Sir Paul Hasluck in his publication The Office of Governor-General (1979) pointed out that "part of the value of the work of the Executive Council was in protecting the Government and especially the Prime Minister from the carelessness or precipitate action either of neglectful ministers or self-willed departments".

The Governor of Queensland then has no right to dissent from the opinion of the Council, although he may suggest that a particular recommendation be stood over or deferred until further consideration has been given to it or until further relevant information is obtained from the appropriate minister. No doubt the particular approach adopted by any Governor will vary because much depends upon the Governor's own personality and his own way of doing things. As I have indicated, my experience has been that the premiers and the other ministers have been extremely cooperative and they take pains to explain matters to me should I have any questions.

Dissolution of Parliament, Appointment of Ministers and Discretionary Powers

I think I have already made it clear that, in the normal exercise of his powers and duties, the Governor in accordance with constitutional convention must act on the advice of his ministers - and this advice comes usually from the Executive Council. In short the Governor's only advisers, apart from when he is exercising the discretionary powers to which I will refer later, are his ministers. The Governor has only one set of advisers.

What is meant by the expression "constitutional convention"? Sir Kenneth Wheare (Modern Constitutions (1951), p. 179) wrote: "By convention is meant a binding rule, a rule of behaviour accepted as obligatory by those concerned in the working of the constitution." Dicey (The law of the constitution (1959)10th ed., p.24) said that they were "conventions, understandings, habits or practices which, though they may regulate the conduct of the several members of the sovereign power ... are not in reality laws at all since they are not enforced by the courts". Constitutional conventions have their basis in the very nature and operation of the system of parliamentary government with the executive being responsible to the parliament. The answers to questions as to which conventions should apply in particular cases, and the formulation of such answers as propositions of accepted principles of constitutional usage and practice, are derived from precedents and from the writings of constitutional lawyers, political scientists and other scholars in this field. A recent publication which deals with these usages, and with many of the unresolved arguments about some of them, is Constitutional Conventions 1984) by Geoffrey Marshall. For example, one of these constitutional maxims is that the Monarch, or the Governor, must assent to any bill which has been duly passed by the Parliament, another that ministers should resign when they cease to command the confidence of Parliament.

May I refer now to certain provisions of the Constitution Act?

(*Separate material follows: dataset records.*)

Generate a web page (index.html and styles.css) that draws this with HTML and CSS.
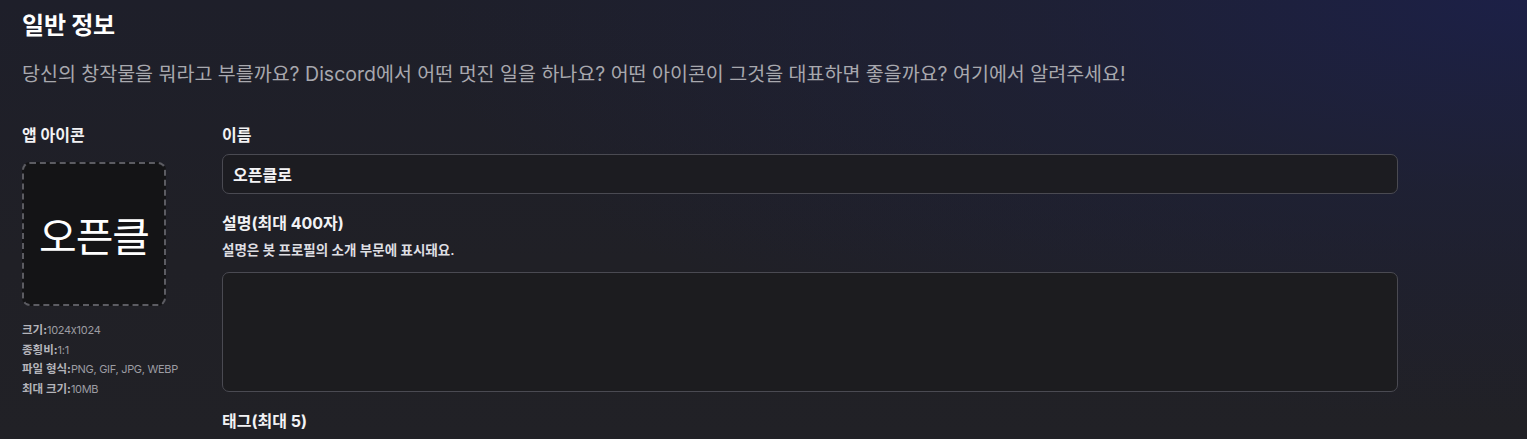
FILE: index.html
```html
<!DOCTYPE html>
<html lang="ko">
<head>
<meta charset="utf-8">
<title>일반 정보</title>
<link rel="stylesheet" href="styles.css">
</head>
<body>
<main class="page">
  <h1 class="title">일반 정보</h1>
  <p class="subtitle">당신의 창작물을 뭐라고 부를까요? Discord에서 어떤 멋진 일을 하나요? 어떤 아이콘이 그것을 대표하면 좋을까요? 여기에서 알려주세요!</p>
  <div class="layout">
    <section class="icon-col">
      <div class="label">앱 아이콘</div>
      <div class="icon-box"><span class="icon-text">오픈클</span></div>
      <ul class="specs">
        <li><b>크기:</b><span>1024x1024</span></li>
        <li><b>종횡비:</b><span>1:1</span></li>
        <li><b>파일 형식:</b><span>PNG, GIF, JPG, WEBP</span></li>
        <li><b>최대 크기:</b><span>10MB</span></li>
      </ul>
    </section>
    <section class="form-col">
      <div class="field">
        <div class="label">이름</div>
        <div class="input">오픈클로</div>
      </div>
      <div class="field">
        <div class="label">설명(최대 400자)</div>
        <div class="hint">설명은 봇 프로필의 소개 부문에 표시돼요.</div>
        <div class="textarea"></div>
      </div>
      <div class="field">
        <div class="label">태그(최대 5)</div>
      </div>
    </section>
  </div>
</main>
</body>
</html>
```
FILE: styles.css
```css
html, body {
  margin: 0;
  height: 100%;
}
body {
  background-color: #202026;
  background-image:
    radial-gradient(ellipse 1100px 420px at 100% 0%, rgba(28, 32, 72, 0.95) 0%, rgba(30, 33, 60, 0.6) 45%, rgba(32, 32, 38, 0) 100%),
    linear-gradient(180deg, #1e1f2a 0%, #202026 60%, #212126 100%);
  font-family: Inter, "Noto Sans CJK KR", sans-serif;
  color: #ffffff;
  overflow: hidden;
}
.page {
  padding: 10px 22px 0 22px;
}
.title {
  margin: 0;
  font-size: 24px;
  font-weight: 700;
  line-height: 32px;
  letter-spacing: -0.2px;
}
.subtitle {
  margin: 18px 0 0 0;
  font-size: 19.5px;
  line-height: 28px;
  color: #a8a8ae;
  letter-spacing: 0;
}
.layout {
  display: flex;
  gap: 56px;
  margin-top: 36px;
}
.icon-col {
  width: 144px;
  flex: none;
}
.form-col {
  width: 1176px;
  display: flex;
  flex-direction: column;
  gap: 18px;
}
.label {
  font-size: 16px;
  font-weight: 700;
  line-height: 22px;
  color: #f2f2f4;
}
.icon-box {
  margin-top: 16px;
  box-sizing: border-box;
  width: 144px;
  height: 144px;
  border: 2px dashed #5c5c62;
  border-radius: 8px;
  background: #141416;
  display: flex;
  align-items: center;
  justify-content: center;
}
.icon-text {
  font-family: "Noto Sans CJK KR", sans-serif;
  font-size: 41px;
  font-weight: 400;
  color: #ffffff;
  letter-spacing: -1px;
}
.specs {
  list-style: none;
  margin: 15px 0 0 0;
  padding: 0;
}
.specs li {
  font-size: 11.5px;
  line-height: 19.5px;
  color: #9c9ca2;
  white-space: nowrap;
}
.specs b {
  font-weight: 700;
  color: #b4b4ba;
}
.specs span {
  font-size: 11px;
  letter-spacing: -0.3px;
}
.field .input {
  margin-top: 8px;
  box-sizing: border-box;
  height: 40px;
  border: 1px solid #4a4a52;
  border-radius: 7px;
  background: #1c1c21;
  padding: 0 10px;
  display: flex;
  align-items: center;
  font-size: 16px;
  font-weight: 700;
  color: #f4f4f6;
}
.hint {
  margin-top: 7px;
  font-size: 13.5px;
  font-weight: 600;
  line-height: 18px;
  color: #dedee2;
}
.textarea {
  margin-top: 13px;
  box-sizing: border-box;
  height: 120px;
  border: 1px solid #4a4a52;
  border-radius: 7px;
  background: #1c1c1f;
}
```
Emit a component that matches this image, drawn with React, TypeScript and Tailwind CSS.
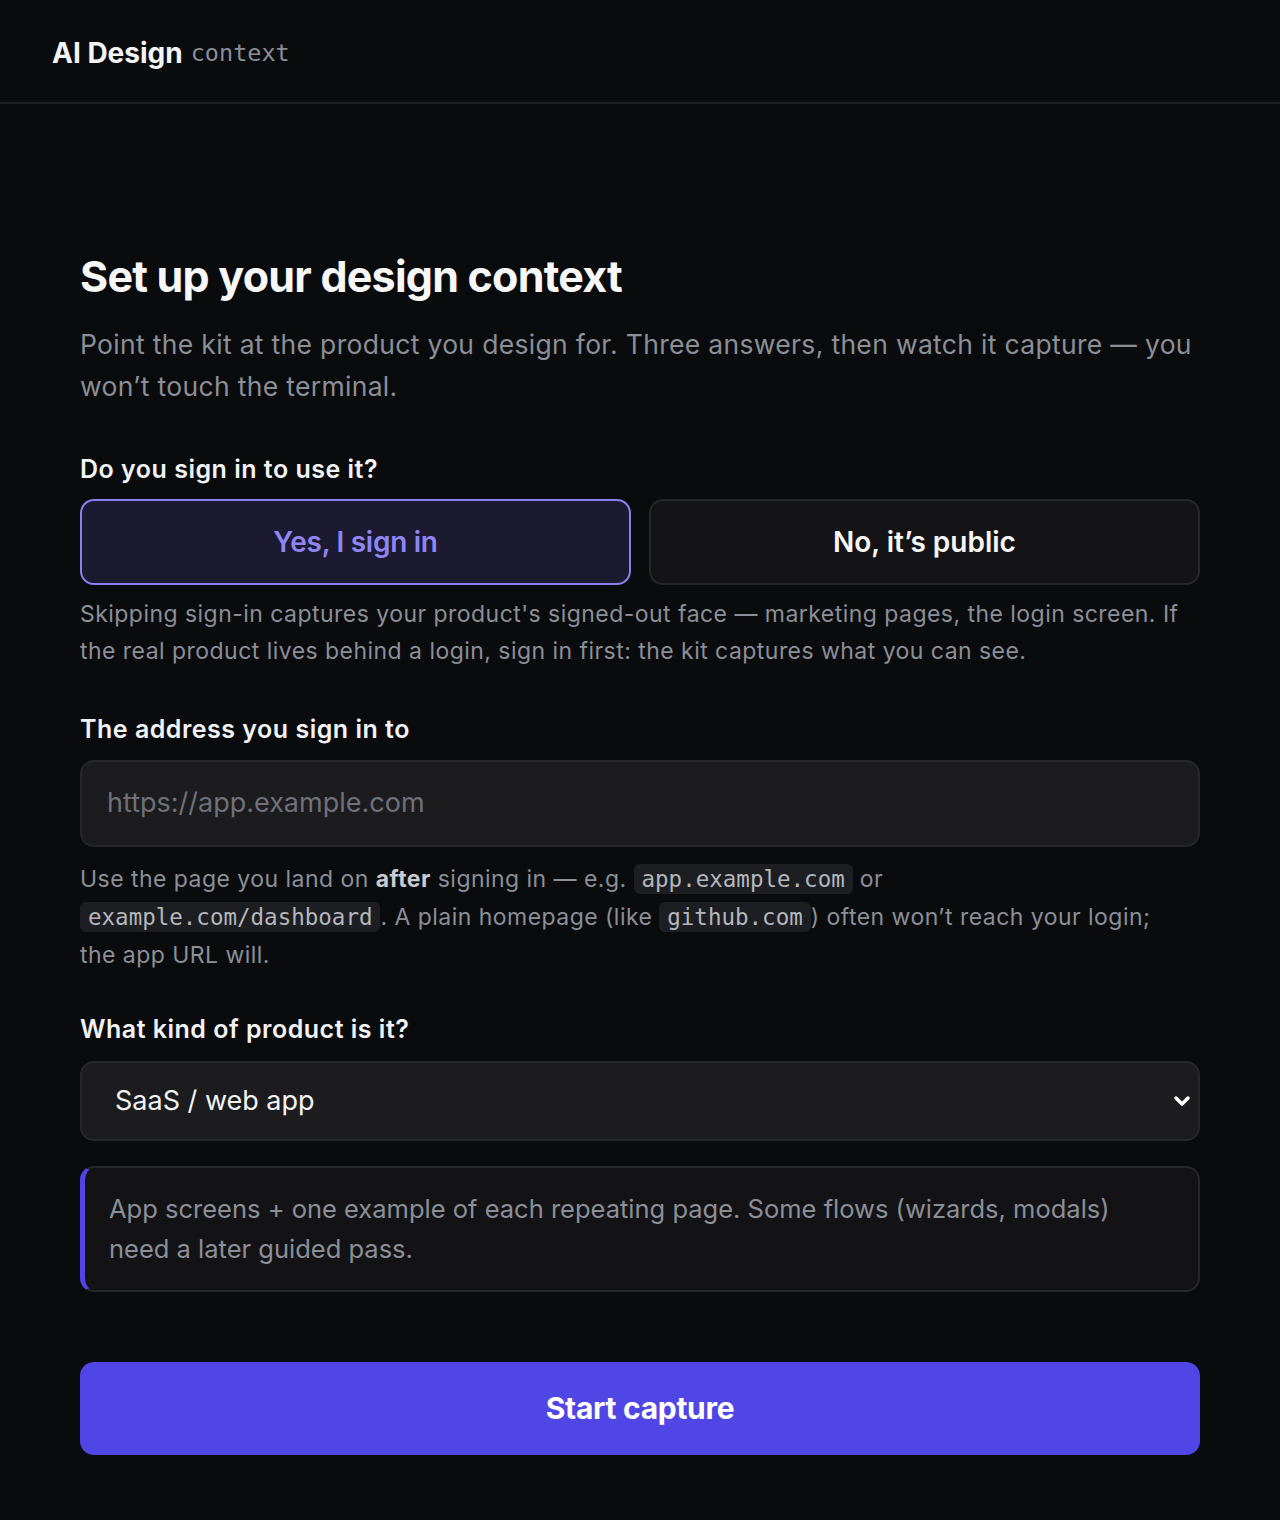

That Act (s.12) empowers the Governor to fix the place and time for the holding of every session of the Legislative Assembly, and also to prorogue and dissolve the Assembly from time to time whenever he shall deem it expedient. Normally the Governor would exercise these powers on the advice of his ministers, in effect the Premier. The Constitution Act (s.14) also provides that appointment to all public offices shall be vested in the Governor in Council with the exception of officers liable to retire from office on political grounds which appointments shall be vested in the Governor alone. The expression "officers liable to retire from office on political grounds" clearly includes ministers. A significant amendment to that Act was made in 1977 by the insertion of a provision (s.14(2)) stating that officers liable to retire from office on political grounds shall hold office at the pleasure of the Governor who in the exercise of his power to appoint and dismiss such officers shall not be subject to direction by any person whatsoever nor be limited as to his sources of advice. It appears that there has not been any legislation enacted in the other Australian states corresponding to this 1977 Queensland provision as to the Governor not being subject to direction and not being limited as to his sources of advice.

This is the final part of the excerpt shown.